The Manufacturer's Record says that the United States is now mining more than one million tons of coal a day.
The total value of the different classes of farm animals in the United States for 1907 is placed at $4,183,000,000.
The total value of exports from Philadelphia for 1907 is $107,263,444.
General.
Before the Civic Forum of New York, William Jennings Bryan recently said: "and now, at the risk of being accused of sacrilege, I venture to introduce to the Stock Exchange the commandment which we have been considering, "Thou shalt not steal." Gambling is one of the worst of vices, and gambling in stocks and in farm products is the most destructive form in which the vice appears. Measured by the number of suicides caused by the New York Stock Exchange, Monte Carlo is an innocent pleasure resort by comparison. Measured by the amount of money changing hands, the contrast is still greater in favor of Monte Carlo; and measured by the influence upon those who do not gamble, the evils of Monte Carlo are insignificant when compared with the evils of New York's commercial gambling houses. The New York Stock Exchange has graduated more embezzlers than Fagin's school did thieves."

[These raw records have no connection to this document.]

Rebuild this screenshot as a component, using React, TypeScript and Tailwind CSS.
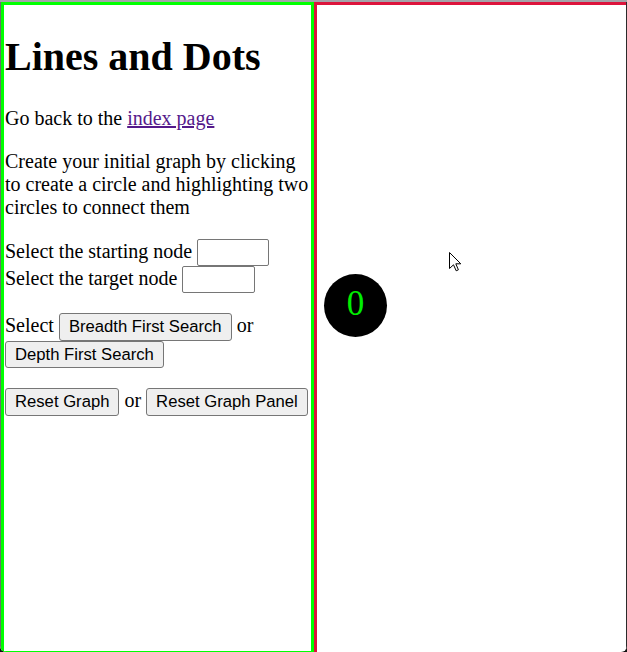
import React from "react";

export default function App() {
  const btn =
    "inline-block h-[27.5px] px-[9px] align-baseline border border-[#767676] rounded-[3px] bg-[#efefef] text-black font-['Liberation_Sans',Arial,sans-serif] text-[16.67px] leading-[19px]";
  const inp =
    "inline-block h-[27px] align-baseline border border-[#767676] rounded-[2px] bg-white px-[2px] font-['Liberation_Sans',Arial,sans-serif] text-[16.67px] leading-[19px]";
  return (
    <div className="w-[627px] h-[652px] overflow-hidden bg-[#111]">
      <div className="w-full h-full rounded-b-[6px] overflow-hidden bg-white flex flex-col">
        <div className="h-[2px] shrink-0 bg-[#a4a4aa]" />
        <div className="flex flex-row items-start flex-1 min-h-0">
          <div className="w-[1px] h-full shrink-0 bg-[#6b6b6b]" />
          <div className="w-[313px] h-[652px] shrink-0 border-[3px] border-[#00ff00] pl-[1px] pr-[2px] pt-[2.5px] font-['Liberation_Serif','Times_New_Roman',serif] text-[20px] leading-[23px] text-black">
            <h1 className="text-[40px] leading-[46px] font-bold my-[26.8px]">Lines and Dots</h1>
            <p className="my-[20px]">
              Go back to the{" "}
              <a href="#" className="text-[#551a8b] underline">
                index page
              </a>
            </p>
            <p className="my-[20px]">
              Create your initial graph by clicking to create a circle and highlighting two circles to connect them
            </p>
            <p className="my-[20px]">
              Select the starting node <input type="text" className={`${inp} w-[72px]`} />
              <br />
              Select the target node <input type="text" className={`${inp} w-[73px]`} />
            </p>
            <p className="my-[20px]">
              Select <button className={btn}>Breadth First Search</button> or{" "}
              <button className={btn}>Depth First Search</button>
            </p>
            <p className="my-[20px]">
              <button className={btn}>Reset Graph</button> or{" "}
              <button className={btn}>Reset Graph Panel</button>
            </p>
          </div>
          <div className="relative flex-1 h-full border-l-[3px] border-t-[3px] border-[#dc143c]">
            <div className="absolute left-[7px] top-[269px] w-[63px] h-[63px] rounded-full bg-black flex items-center justify-center">
              <span className="font-['Liberation_Serif','Times_New_Roman',serif] text-[35px] leading-none text-[#00ee00] -mt-[4px]">
                0
              </span>
            </div>
            <svg
              className="absolute left-[132px] top-[247px]"
              width="13"
              height="20"
              viewBox="0 0 13 20"
            >
              <path
                d="M0.5 0.5 L0.5 16.5 L4.5 12.8 L7.2 18.8 L9.4 17.8 L6.8 11.8 L11.8 11.8 Z"
                fill="white"
                stroke="black"
                strokeWidth="1"
                strokeLinejoin="miter"
              />
            </svg>
          </div>
          <div className="w-[1px] h-full shrink-0 bg-[#2a2a2a]" />
        </div>
      </div>
    </div>
  );
}
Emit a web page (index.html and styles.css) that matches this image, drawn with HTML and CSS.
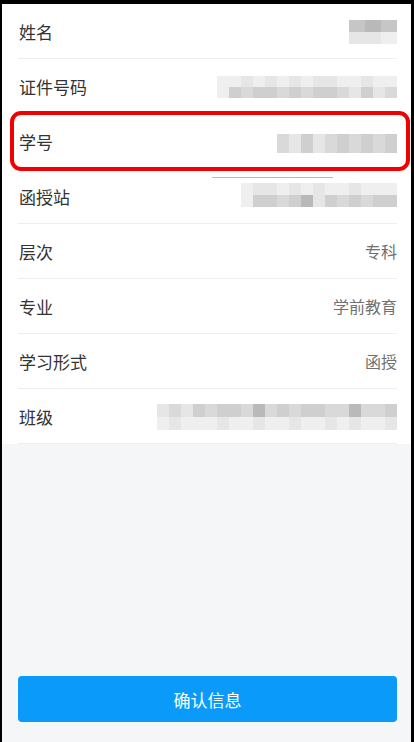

Benjamin F. Trueblood, LL.D., of the American Peace-Society, says: "One's estimate of the accomplishments of The Hague Conference will depend very largely on one's point of view. If it be viewed as a single gathering with a definite program, without relation to the past or to the future, it may well be regarded, in considerable measure, a failure. Unfortunately, this is the point of view from which many have regarded it. If, on the contrary, it be looked at as the outcome of the long processes of civilization, especially of the peace and arbitration propaganda of the last hundred years, and as a beginning of a series of world assemblies to meet periodically hereafter for deliberation upon the great coming problems of the nations, then it seems to me that the Conference must be regarded as a conspicuous and memorable success; and this is the only sane point of view from which to regard it."